Wisconsin mother sues youth football league over son’s suicide

(Reuters) – A Wisconsin mother filed a $5-million lawsuit against the Pop Warner youth football organization on Thursday, blaming it for her son’s suicide after years of playing the “combat sport.”

The suit comes amid scrutiny and continuing litigation over the effects of repeated blows to the head in American football, and the potential for such injuries to contribute to depression and other mental health problems among players.

Debra Pyka filed the complaint against Pop Warner Little Scholars and its liability insurer in a federal Wisconsin court. Pyka said her son, Joseph Chernach, hanged himself at the age of 25, after developing brain diseases from playing in the league as a youth.
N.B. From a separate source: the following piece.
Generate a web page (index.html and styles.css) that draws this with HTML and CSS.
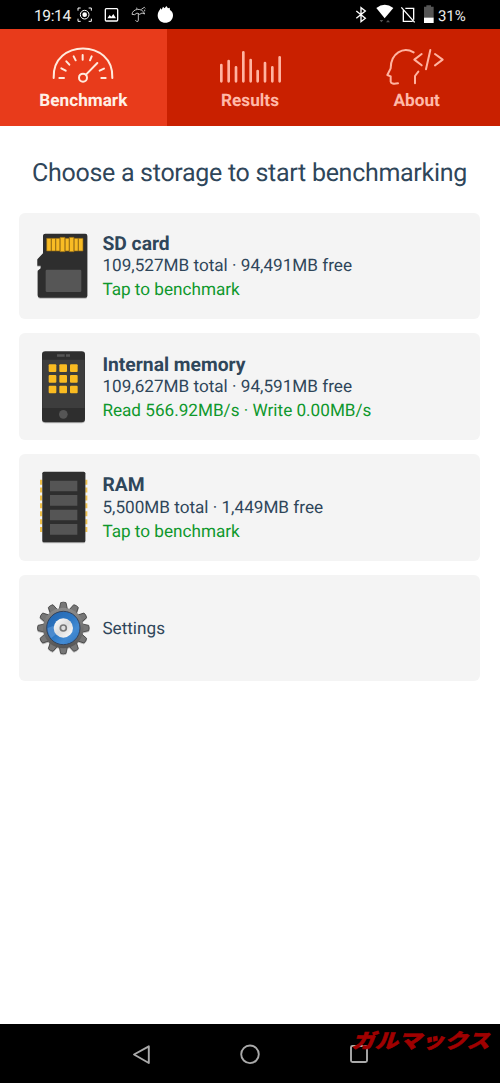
FILE: index.html
```html
<!DOCTYPE html>
<html lang="en">
<head>
<meta charset="utf-8">
<title>Storage benchmark</title>
<link rel="stylesheet" href="styles.css">
</head>
<body>
<div class="screen">
  <header class="status">
    <span class="time">19:14</span>
    <svg class="status-left" viewBox="228 0 300 87" fill="none" stroke="#fff" stroke-width="3">
      <path d="M234 32V24H242M266 24H274V32M274 56V64H266M242 64H234V56"/>
      <circle cx="254" cy="44" r="13"/><circle cx="254" cy="44" r="7" fill="#fff" stroke="none"/>
      <rect x="316" y="26" width="37" height="37" rx="3" stroke-width="4"/>
      <path d="M322 55L329 45L334 50L340 42L348 55Z" fill="#fff" stroke="none"/>
      <path d="M396 43C397 26 427 21 434 42L426 39L419 43L411 39L404 44ZM415 40V61Q415 66 410 64L406 61M411 27L410 23M424 28L433 22L436 25M434 29V34" stroke="#ddd" stroke-width="2.6"/>
      <path d="M473 46C473 36 479 31 482 24L485 29L489 20L494 25L499 18L504 25L509 23L510 30C516 34 519 39 519 46C519 76 473 76 473 46Z" fill="#fff" stroke="none"/>
    </svg>
    <svg class="status-right" viewBox="312 0 246 87" fill="none" stroke="#fff" stroke-width="4">
      <path d="M319 33L346 55L333 65V23L346 33L319 55"/>
      <path d="M379 24Q404 5 430 24L404 55Z" fill="#fff" stroke="none"/>
      <path d="M389 60H400L394 67ZM408 67H420L414 60Z" fill="#555" stroke="none"/>
      <path d="M466 25H491V59M460 31V64H488M454 22L494 67"/>
      <path d="M522 20H529V16H543V20H551V54H522Z" fill="#555" stroke="none"/><path d="M522 53H551V69H522Z" fill="#fff" stroke="none"/>
    </svg>
    <span class="charge">31%</span>
  </header>
  <nav class="tabs">
    <a class="tab active">
      <svg class="tab-icon" viewBox="-5 0 330 170" fill="none" stroke="#ffeadd" stroke-width="6" stroke-linecap="round">
        <path d="M72 129C67 11 253 11 248 129"/>
        <circle cx="160" cy="128" r="12"/><path d="M169 119L203 84"/>
        <path d="M89 129H103M95 100L108 107M110 79L119 89M132 64L138 76M159 60V74M186 64L181 76M223 101L210 107M228 129H215"/>
      </svg>
      <span>Benchmark</span>
    </a>
    <a class="tab">
      <svg class="tab-icon" viewBox="-15 0 330 170" fill="none" stroke="#ffb3a0" stroke-width="8" stroke-linecap="round">
        <path d="M64 90V139M86 78V139M108 97V139M130 52V139M152 75V139M173 108V139M195 84V139M217 97V139M239 67V139"/>
      </svg>
      <span>Results</span>
    </a>
    <a class="tab">
      <svg class="tab-icon" viewBox="-25 0 330 170" fill="none" stroke="#ffb3a0" stroke-width="6" stroke-linecap="round" stroke-linejoin="round">
        <path d="M130 52C99 34 61 54 61 100L51 120L61 124V140Q62 149 83 145M144 110L134 123V145M154 57L132 74L154 91M180 45L167 103M194 57L217 74L194 91"/>
      </svg>
      <span>About</span>
    </a>
  </nav>
  <main class="content">
    <h1>Choose a storage to start benchmarking</h1>
    <section class="card">
      <svg class="card-icon" viewBox="12 24 249 318">
        <path class="shadow" d="M91 86H211Q217 86 217 92V272Q217 278 211 278H75Q68 278 68 271V197L77 190V182H67V163L84 145V92Q84 86 91 86Z" fill="#2e2e2e"/>
        <path d="M95 100H109V138H95ZM109 100H122V138H109ZM122 100H135V138H122ZM135 97H150V140H135ZM150 100H163V138H150ZM163 97H177V140H163ZM177 100H190V138H177ZM190 100H204V138H190Z" fill="#f9bc24" stroke="#8b6515" stroke-width="2"/>
        <rect x="92" y="194" width="107" height="67" rx="4" fill="#565656"/>
      </svg>
      <div class="info"><h2>SD card</h2><p>109,527MB total · 94,491MB free</p><p class="result">Tap to benchmark</p></div>
    </section>
    <section class="card">
      <svg class="card-icon" viewBox="12 11 249 318">
        <rect class="shadow" x="81" y="63" width="129" height="213" rx="10" fill="#2e2e2e"/>
        <path d="M82 88H209V233H82Z" fill="#3d3d3d"/>
        <path d="M126 72H149V79H126ZM153 72H165V79H153Z" fill="#555"/>
        <g fill="#fabb21"><rect x="101" y="102" width="23" height="23" rx="3"/><rect x="133" y="102" width="23" height="23" rx="3"/><rect x="165" y="102" width="23" height="23" rx="3"/><rect x="101" y="134" width="23" height="23" rx="3"/><rect x="133" y="134" width="23" height="23" rx="3"/><rect x="165" y="134" width="23" height="23" rx="3"/><rect x="101" y="166" width="23" height="23" rx="3"/><rect x="133" y="166" width="23" height="23" rx="3"/><rect x="165" y="166" width="23" height="23" rx="3"/></g>
        <circle cx="145" cy="252" r="13" fill="#555"/>
      </svg>
      <div class="info"><h2>Internal memory</h2><p>109,627MB total · 94,591MB free</p><p class="result">Read 566.92MB/s · Write 0.00MB/s</p></div>
    </section>
    <section class="card">
      <svg class="card-icon" viewBox="12 13 249 318">
        <path d="M79 90V250M213 90V250" stroke="#efc04a" stroke-width="8" stroke-dasharray="15 8.7"/>
        <rect class="shadow" x="82" y="66" width="129" height="212" rx="5" fill="#2e2e2e"/>
        <path d="M105 93H187V125H105ZM105 136H187V168H105ZM105 180H187V212H105ZM105 223H187V255H105Z" fill="#555"/>
      </svg>
      <div class="info"><h2>RAM</h2><p>5,500MB total · 1,449MB free</p><p class="result">Tap to benchmark</p></div>
    </section>
    <section class="card">
      <svg class="card-icon" viewBox="12 15 249 318">
        <defs>
          <path id="tooth" d="M133 117L137 98Q145 95 153 98L157 117Z"/>
          <linearGradient id="metal" x2="0" y2="1"><stop stop-color="#8d8d8d"/><stop offset="1" stop-color="#555"/></linearGradient>
          <linearGradient id="blue" x2="1" y2="1"><stop stop-color="#2464ad"/><stop offset=".48" stop-color="#2d78c4"/><stop offset=".7" stop-color="#438bd3"/><stop offset="1" stop-color="#2e73bd"/></linearGradient>
          <linearGradient id="hub" x2="1" y2="1"><stop stop-color="#fff"/><stop offset=".5" stop-color="#ddd"/><stop offset="1" stop-color="#fff"/></linearGradient>
        </defs>
        <g class="shadow" fill="#777" stroke="#454545" stroke-width="2.5">
          <use href="#tooth"/><use href="#tooth" transform="rotate(30 145 174)"/><use href="#tooth" transform="rotate(60 145 174)"/><use href="#tooth" transform="rotate(90 145 174)"/><use href="#tooth" transform="rotate(120 145 174)"/><use href="#tooth" transform="rotate(150 145 174)"/><use href="#tooth" transform="rotate(180 145 174)"/><use href="#tooth" transform="rotate(210 145 174)"/><use href="#tooth" transform="rotate(240 145 174)"/><use href="#tooth" transform="rotate(270 145 174)"/><use href="#tooth" transform="rotate(300 145 174)"/><use href="#tooth" transform="rotate(330 145 174)"/>
          <circle cx="145" cy="174" r="61" fill="url(#metal)" stroke="none"/>
        </g>
        <circle cx="145" cy="174" r="50" fill="url(#blue)" stroke="#35435a" stroke-width="3"/>
        <path d="M98 174A47 47 0 0 0 109 204L127 190L122 165Z" fill="#70a7df" opacity=".45"/>
        <circle cx="145" cy="174" r="29" fill="url(#hub)"/>
        <circle cx="145" cy="174" r="9" fill="#ddd" stroke="#777" stroke-width="5"/>
      </svg>
      <div class="info"><p>Settings</p></div>
    </section>
  </main>
  <footer class="navbar">
    <svg class="nav-icon" viewBox="0 0 30 30"><path d="M7 15.5L21.8 7.3V24Z"/></svg>
    <svg class="nav-icon" viewBox="0 0 30 30"><circle cx="15" cy="15.3" r="8.8"/></svg>
    <svg class="nav-icon" viewBox="0 0 30 30"><rect x="7" y="7" width="16" height="16" rx="1.5"/></svg>
    <span class="watermark" lang="ja">ガルマックス</span>
  </footer>
</div>
</body>
</html>
```
FILE: styles.css
```css
* { box-sizing: border-box; }
body { margin: 0; background: #fff; font-family: Roboto, sans-serif; color: #2f465a; text-rendering: geometricPrecision; }
h1, h2, p { margin: 0; }
.screen { width: 500px; height: 1083px; display: flex; flex-direction: column; overflow: hidden; }
.status { height: 29px; flex: none; display: flex; align-items: center; background: #000; color: #eee; font-size: 15.6px; padding: 2px 34px 0 34px; }
.time { width: 42px; letter-spacing: -0.4px; }
.status-left { width: 100px; height: 29px; margin-top: -2px; }
.status-right { width: 82px; height: 29px; margin: -2px 2px 0 auto; }
.charge { width: 28px; font-size: 15px; letter-spacing: -0.1px; }
.tabs { flex: none; height: 97px; display: grid; grid-template-columns: repeat(3, 1fr); background: #c92000; }
.tab { display: flex; flex-direction: column; align-items: center; color: #ffb9a8; font-size: 17.2px; font-weight: 700; line-height: 20px; padding-top: 6px; }
.tab.active { background: #e83b1b; color: #fff0e6; }
.tab-icon { display: block; width: 110px; height: 56.67px; margin-bottom: -0.7px; }
.content { flex: 1; padding: 0 20px 0 19px; display: flex; flex-direction: column; gap: 14.2px; }
h1 { height: 72.5px; padding-top: 31px; line-height: 34px; font-size: 25px; letter-spacing: -0.29px; font-weight: 400; text-align: center; white-space: nowrap; }
.card { height: 106.5px; flex: none; display: flex; align-items: center; background: #f4f4f4; border-radius: 6px; }
.card-icon { width: 83px; height: 106px; flex: none; }
.shadow { filter: drop-shadow(0 3px 2px #bbb); }
.info { font-size: 17.15px; line-height: 23.7px; padding: 3px 0 0 0.4px; white-space: nowrap; }
.info h2 { font-size: 19.3px; font-weight: 700; line-height: 23.5px; }
.result { color: #0f982c; }
.navbar { position: relative; height: 59px; flex: none; display: flex; justify-content: center; gap: 78.5px; padding-top: 15px; background: #000; }
.nav-icon { width: 30px; height: 30px; fill: none; stroke: #aaa; stroke-width: 1.9; stroke-linejoin: round; }
.watermark { position: absolute; left: 354px; top: 1px; font: 900 21px/30px "Noto Sans CJK JP", sans-serif; -webkit-text-stroke: 0.6px #a00000; color: #a00000; white-space: nowrap; transform: skewX(-18deg) scale(1.1, 0.95); transform-origin: 0 50%; }
```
“Tackle football with helmets is a war game. It is not only a ‘contact’ sport, it is a ‘combat’ sport,” the complaint said. “Joseph Chernach’s suicide was the natural and probable consequence of the injuries he suffered playing Pop Warner football.”

Representatives for the Langhorne, Pennsylvania-based body did not immediately respond to requests for comment.

The suit said Chernach played in the league for four years, starting as an 11-year-old, and suffered concussions that were not diagnosed at the time. The suit said he developed dementia pugilistica, also known as chronic traumatic encephalopathy, and post-concussion syndrome.

He performed well in school for years until he became a sophomore at Central Michigan University, the suit said, at which point the cumulative brain damage began to affect his thinking and mood.

“From that point on, his mood became progressively depressed and ultimately paranoid, distrusting his closest friends and family,” the complaint said.

He hanged himself in his mother’s shed in June 2012, according to the complaint. The family only learnt of his brain injuries when they got an autopsy report the following year.

Pyka is seeking at least $5 million for his wrongful death.

In 2012, the league tightened safety regulations to better protect players from concussions and other head injuries, according to media reports.

On Monday, a federal judge rejected a settlement between the National Football League and thousands of retired players who sued over concussions and neurological impairments, saying the accord should be expanded to provide payment eligibility for additional players and families.